The missing data problem

Warning! The missing data problem

The VSNi Team

12 May 2021
image_blog

Missing data are a common problem, even in well-designed and managed research studies. It results in a loss of precision and statistical power, has the potential to cause substantial bias and often complicates the statistical analysis. As data analysts, it is crucial that we understand the reasons for the missing data and apply appropriate methods to account for it. Failure to do so leads to trouble! Let’s consider an example.

The following figure illustrates data from a study on the intelligence quotient (IQ) of students living in a city, town, or village. A random selection of students was recruited into the study and their IQs measured. Unfortunately, IQ measurements were not available for all students in the study, resulting in missing data (denoted by NA). To make valid inferences, it is very important that we understand why the data are missing, and what we can do about it.

alt text

There are three main types of missing data:

Missing completely at random (MCAR)

Here missingness has nothing to do with the subject being studied: instead the missing values are an entirely random subset of the data. In our example, the missingness could be considered MCAR if the missing IQ test results were accidentally deleted by the researcher.

Missing at random (MAR)

Here missingness is not related to the value of the missing data but is related to other observed data. For example, we might find that younger students were less likely to complete the IQ test due to some factor unrelated to their IQ, such as a shorter attention span than older students. This missing data can be considered MAR, as failure to complete the test had nothing to do with their IQ (after accounting for age).

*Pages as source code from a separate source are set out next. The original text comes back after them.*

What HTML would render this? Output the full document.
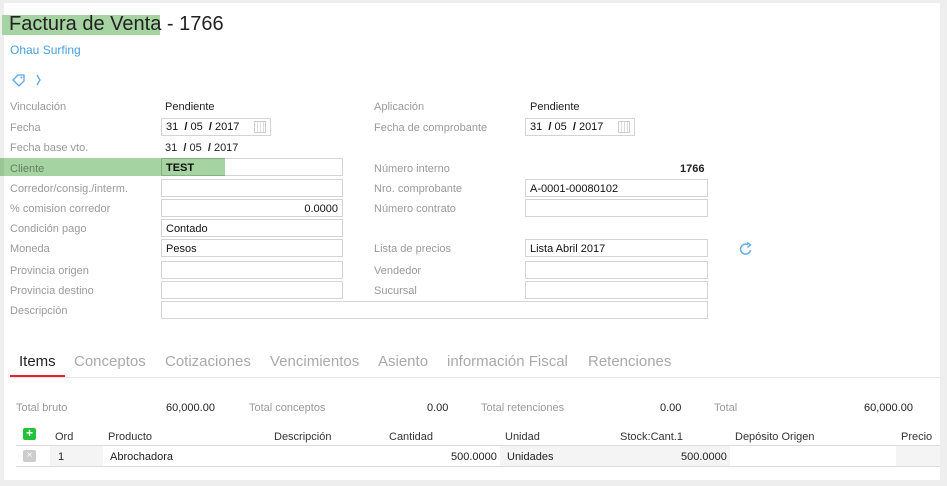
<!DOCTYPE html>
<html><head><meta charset="utf-8"><style>
*{margin:0;padding:0;box-sizing:border-box}
body{width:947px;height:486px;background:#eeeeee;font-family:"Liberation Sans",sans-serif;position:relative;overflow:hidden}
#p{position:absolute;left:4px;top:3px;width:936px;height:477px;background:#fff}
.a{position:absolute;white-space:nowrap}
.l{font-size:11px;color:#9a9a9a}
.v{font-size:11px;color:#222}
.i{position:absolute;height:18px;border:1px solid #d4d4d4;background:#fff;font-size:11px;color:#111;padding:2px 4px;line-height:13px}
.tab{position:absolute;top:353px;font-size:15px;color:#aaa}
.th{font-size:11px;color:#333;position:absolute;top:431px}
.cal{position:absolute;width:12px;height:12px;border:1px solid #ccc;background:repeating-linear-gradient(90deg,#fff 0 2px,#ddd 2px 3px)}
</style></head><body>
<div id="p"></div>
<div class="a" style="left:2px;top:15px;width:158px;height:20px;background:#a6d3a2"></div>
<div class="a" style="left:9px;top:13px;font-size:20px;color:#222">Factura de Venta - 1766</div>
<div class="a" style="left:10px;top:43px;font-size:12px;color:#4a9fe0">Ohau Surfing</div>
<svg class="a" style="left:11px;top:72px" width="32" height="16"><path d="M2 8 L7 3 L13 3 L13 9 L8 14 Z" fill="none" stroke="#5aa8e8" stroke-width="1.3"/><circle cx="10.5" cy="5.5" r="1" fill="#5aa8e8"/><path d="M26 3 L29 8 L26 13" fill="none" stroke="#5aa8e8" stroke-width="1.3"/></svg>
<div class="a l" style="left:10px;top:101px">Vinculación</div><div class="a v" style="left:165px;top:101px">Pendiente</div>
<div class="a l" style="left:10px;top:122px">Fecha</div>
<div class="i" style="left:161px;top:118px;width:110px">31 &nbsp;<b>/</b> 05 &nbsp;<b>/</b> 2017</div><div class="cal" style="left:254px;top:121px"></div>
<div class="a l" style="left:10px;top:142px">Fecha base vto.</div><div class="a v" style="left:165px;top:142px">31 &nbsp;<b>/</b> 05 &nbsp;<b>/</b> 2017</div>
<div class="a l" style="left:10px;top:163px">Cliente</div>
<div class="i" style="left:161px;top:158px;width:182px;font-weight:bold;padding-top:3px">TEST</div>
<div class="a" style="left:0;top:158px;width:225px;height:18px;background:#a6d3a2;mix-blend-mode:multiply"></div>
<div class="a l" style="left:10px;top:183px">Corredor/consig./interm.</div><div class="i" style="left:161px;top:179px;width:182px"></div>
<div class="a l" style="left:10px;top:203px">% comision corredor</div><div class="i" style="left:161px;top:199px;width:182px;text-align:right;padding-top:3px">0.0000</div>
<div class="a l" style="left:10px;top:223px">Condición pago</div><div class="i" style="left:161px;top:219px;width:182px;padding-top:3px">Contado</div>
<div class="a l" style="left:10px;top:243px">Moneda</div><div class="i" style="left:161px;top:239px;width:182px;padding-top:3px">Pesos</div>
<div class="a l" style="left:10px;top:265px">Provincia origen</div><div class="i" style="left:161px;top:261px;width:182px"></div>
<div class="a l" style="left:10px;top:285px">Provincia destino</div><div class="i" style="left:161px;top:281px;width:182px"></div>
<div class="a l" style="left:10px;top:305px">Descripción</div><div class="i" style="left:161px;top:301px;width:547px"></div>
<div class="a l" style="left:374px;top:101px">Aplicación</div><div class="a v" style="left:530px;top:101px">Pendiente</div>
<div class="a l" style="left:374px;top:122px">Fecha de comprobante</div>
<div class="i" style="left:525px;top:118px;width:110px">31 &nbsp;<b>/</b> 05 &nbsp;<b>/</b> 2017</div><div class="cal" style="left:618px;top:121px"></div>
<div class="a l" style="left:374px;top:163px">Número interno</div><div class="a v" style="left:680px;top:163px;font-weight:bold">1766</div>
<div class="a l" style="left:374px;top:183px">Nro. comprobante</div><div class="i" style="left:525px;top:179px;width:183px;padding-top:3px">A-0001-00080102</div>
<div class="a l" style="left:374px;top:203px">Número contrato</div><div class="i" style="left:525px;top:199px;width:183px"></div>
<div class="a l" style="left:374px;top:243px">Lista de precios</div><div class="i" style="left:525px;top:239px;width:183px;padding-top:3px">Lista Abril 2017</div>
<svg class="a" style="left:738px;top:241px" width="16" height="16"><path d="M12.5 9 A5 5 0 1 1 10 3.7" fill="none" stroke="#5aa8e8" stroke-width="1.4"/><path d="M9 1.5 L12.5 3.8 L9.5 6.5" fill="none" stroke="#5aa8e8" stroke-width="1.4"/></svg>
<div class="a l" style="left:374px;top:265px">Vendedor</div><div class="i" style="left:525px;top:261px;width:183px"></div>
<div class="a l" style="left:374px;top:285px">Sucursal</div><div class="i" style="left:525px;top:281px;width:183px"></div>
<div class="tab" style="left:19px;color:#222">Items</div>
<div class="tab" style="left:74px">Conceptos</div>
<div class="tab" style="left:165px">Cotizaciones</div>
<div class="tab" style="left:270px">Vencimientos</div>
<div class="tab" style="left:378px">Asiento</div>
<div class="tab" style="left:447px">información Fiscal</div>
<div class="tab" style="left:588px">Retenciones</div>
<div class="a" style="left:10px;top:377px;width:930px;height:1px;background:#e6e6e6"></div>
<div class="a" style="left:10px;top:375px;width:55px;height:2px;background:#e8202a"></div>
<div class="a l" style="left:16px;top:402px">Total bruto</div><div class="a v" style="left:166px;top:402px">60,000.00</div>
<div class="a l" style="left:249px;top:402px">Total conceptos</div><div class="a v" style="left:427px;top:402px">0.00</div>
<div class="a l" style="left:481px;top:402px">Total retenciones</div><div class="a v" style="left:660px;top:402px">0.00</div>
<div class="a l" style="left:714px;top:402px">Total</div><div class="a v" style="left:864px;top:402px">60,000.00</div>
<div class="a" style="left:23px;top:428px;width:13px;height:12px;background:#22c23a;border-radius:2px;color:#fff;font-size:12px;line-height:11px;text-align:center;font-weight:bold">+</div>
<div class="th" style="left:55px">Ord</div><div class="th" style="left:108px">Producto</div><div class="th" style="left:274px">Descripción</div><div class="th" style="left:389px">Cantidad</div><div class="th" style="left:505px">Unidad</div><div class="th" style="left:620px">Stock:Cant.1</div><div class="th" style="left:735px">Depósito Origen</div><div class="th" style="left:901px">Precio</div>
<div class="a" style="left:16px;top:445px;width:924px;height:1px;background:#ddd"></div>
<div class="a" style="left:16px;top:466px;width:924px;height:1px;background:#ddd"></div>
<div class="a" style="left:50px;top:446px;width:53px;height:20px;background:#f4f4f4"></div>
<div class="a" style="left:500px;top:446px;width:230px;height:20px;background:#f4f4f4"></div>
<div class="a" style="left:896px;top:446px;width:44px;height:20px;background:#f4f4f4"></div>
<div class="a" style="left:23px;top:450px;width:13px;height:12px;background:#ccc;border-radius:2px;color:#fff;font-size:10px;line-height:12px;text-align:center">×</div>
<div class="a v" style="left:58px;top:451px">1</div><div class="a v" style="left:110px;top:451px">Abrochadora</div>
<div class="a v" style="left:451px;top:451px">500.0000</div><div class="a v" style="left:507px;top:451px">Unidades</div><div class="a v" style="left:681px;top:451px">500.0000</div>
</body></html>
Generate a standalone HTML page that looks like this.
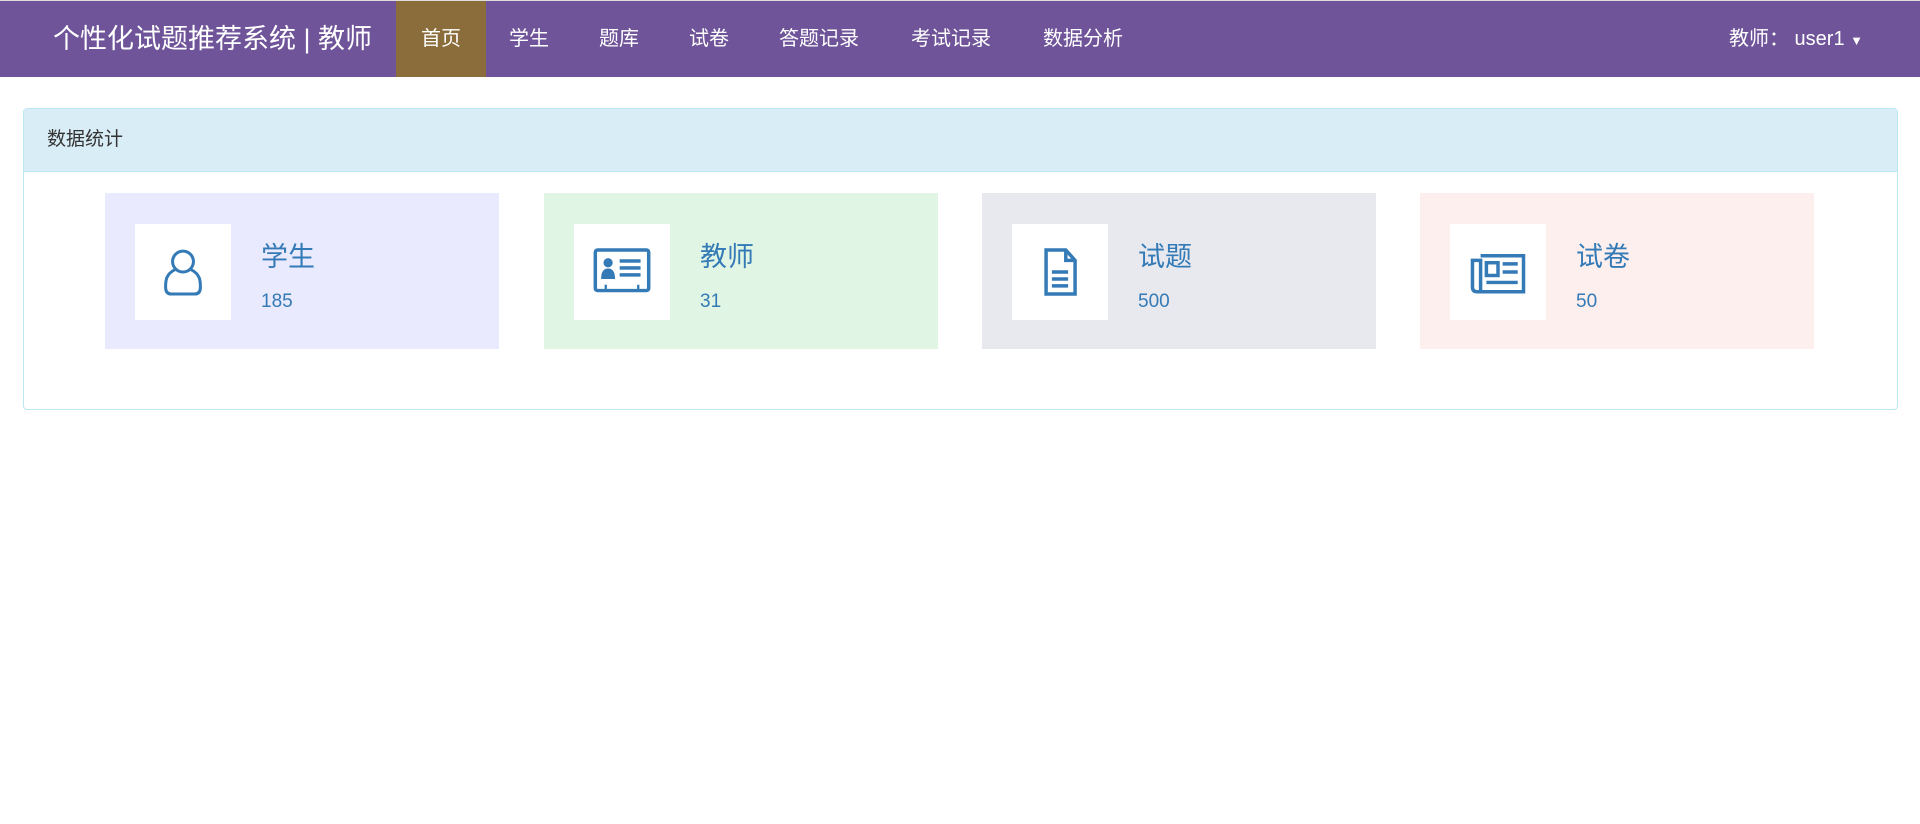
<!DOCTYPE html>
<html><head><meta charset="utf-8"><style>
*{box-sizing:border-box;margin:0;padding:0}
body{width:1920px;height:824px;background:#fff;font-family:"Liberation Sans","Noto Sans CJK SC",sans-serif;position:relative;overflow:hidden}
.nav{position:absolute;left:0;top:0;width:1920px;height:77px;background:#6f5499;border-top:1px solid #ddd}
.brand{position:absolute;left:53px;top:0;height:76px;line-height:76px;color:#fff;font-size:27px}
.item{position:absolute;top:0;height:76px;line-height:76px;color:#fff;font-size:20px;text-align:center}
.active{background:#8a6d3b}
.panel{position:absolute;left:23px;top:108px;width:1875px;height:302px;border:1px solid #bce8f1;border-radius:4px}
.ph{height:63px;background:#d9edf7;border-bottom:1px solid #bce8f1;color:#333;font-size:19px;line-height:62px;padding-left:23px}
.card{position:absolute;top:193px;width:394px;height:156px}
.ib{position:absolute;left:30px;top:31px;width:96px;height:96px;background:#fff}
.ib svg{position:absolute;left:19px;top:19px}
.t{position:absolute;left:156px;top:49px;font-size:27px;color:#337ab7;line-height:30px}
.n{position:absolute;left:156px;top:99px;font-size:19px;color:#337ab7;line-height:20px}
</style></head><body>
<div class="nav">
<div class="brand">个性化试题推荐系统 | 教师</div>
<div class="item active" style="left:396px;width:90px">首页</div>
<div class="item" style="left:509px">学生</div>
<div class="item" style="left:599px">题库</div>
<div class="item" style="left:689px">试卷</div>
<div class="item" style="left:779px">答题记录</div>
<div class="item" style="left:911px">考试记录</div>
<div class="item" style="left:1043px">数据分析</div>
<div class="item" style="left:1729px">教师： user1 <span style="font-size:13px">▼</span></div>
</div>
<div class="panel"><div class="ph">数据统计</div></div>
<div class="card" style="left:105px;background:#e9eafd"><div class="ib"><svg width="58" height="58" viewBox="0 0 50 50" fill="none" stroke="#337ab7" stroke-width="2.6"><circle cx="25" cy="16" r="9"/><path d="M18 23 C10 27 10 33 10 38 Q10 44 15 44 H35 Q40 44 40 38 C40 33 40 27 32 23"/></svg></div><div class="t">学生</div><div class="n">185</div></div>
<div class="card" style="left:544px;background:#e0f5e3"><div class="ib"><svg width="58" height="58" viewBox="0 0 50 50"><rect x="2" y="6" width="46" height="35" rx="2" fill="none" stroke="#337ab7" stroke-width="3"/><circle cx="13" cy="17" r="4" fill="#337ab7"/><path d="M7 31 Q7 22 13 22 Q19 22 19 31Z" fill="#337ab7"/><rect x="23" y="14" width="18" height="3" fill="#337ab7"/><rect x="23" y="20" width="18" height="3" fill="#337ab7"/><rect x="23" y="26" width="18" height="3" fill="#337ab7"/><rect x="10" y="36" width="2" height="5" fill="#337ab7"/><rect x="38" y="36" width="2" height="5" fill="#337ab7"/></svg></div><div class="t">教师</div><div class="n">31</div></div>
<div class="card" style="left:982px;background:#e8e9ee"><div class="ib"><svg width="58" height="58" viewBox="0 0 50 50" fill="none" stroke="#337ab7" stroke-width="3"><path d="M13 6 H30 L38 15 V44 H13Z M30 6 V15 H38"/><path d="M18 25H32M18 31H32M18 37H32"/></svg></div><div class="t">试题</div><div class="n">500</div></div>
<div class="card" style="left:1420px;background:#fdefee"><div class="ib"><svg width="58" height="58" viewBox="0 0 50 50" fill="none" stroke="#337ab7" stroke-width="3"><path d="M10 11 H47 V42 H7 Q3 42 3 38 V15 H10 V42"/><rect x="15" y="17" width="10" height="11"/><path d="M29 18H42M29 25H42M15 34H42"/></svg></div><div class="t">试卷</div><div class="n">50</div></div>
</body></html>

Missing not at random (MNAR)

When the missing data are neither of the above, they are MNAR. In other words, missingness is related to the value of the missing data. For example, if failure to complete the IQ test was related to the student’s IQ the missingness would be MNAR.

When the data are MCAR, missingness doesn’t induce bias. However, this isn’t the case for MAR and MNAR, and great care needs to be taken to ensure that this does not lead to biased and misleading inferences.

alt text

Let’s go back to our example.  Assuming the MCAR mechanism, we could analyse the data in Genstat using an unbalanced ANOVA. Assuming that  MAR is conditional on age, an unbalanced ANOVA with age as a covariate would be an appropriate analysis.  But what to do if the missingness is MNAR? This is much more problematical. Indeed, the only way to reduce potential bias is if we can explicitly model the process that generated the missing data. Challenging indeed!

As our example illustrates, when faced with missing data we must apply an appropriate statistical method to accommodate it. The choice of method will depend on the nature of the missingness, in addition to the type of data we have, the aims of our analysis, etc.

But what about imputation?

Imputation replaces missing values with estimated values. That is, the dataset is completed by filling in the missing values. Many different methods of imputation exist, including mean substitution, regression imputation, EM algorithm, and last observation carried forward. Be warned however, imputation may not overcome bias - indeed it may also introduce it! In addition, it does not account for the uncertainty about the imputed missing values, resulting in standard errors that are too low. However, if the proportion of missing values in the dataset is small, imputation can be useful. Many statistical methods can handle datasets with missing values e.g., maximum likelihood, expected maximization, Bayesian models. Others, such as principal component analysis and some spatial or temporal mixed models, require complete datasets. Imputation allows us to apply statistical methods requiring complete datasets.

As a final thought - the best possible solution for missing data is to prevent the problem from occurring. Carefully planning and managing your study will help minimize the amount of missing data (or at least ensure it is MCAR or MAR!).  When you have missing data, use an appropriate statistical technique to accommodate it. Statistical or computational techniques for imputing missing data should be the last resort.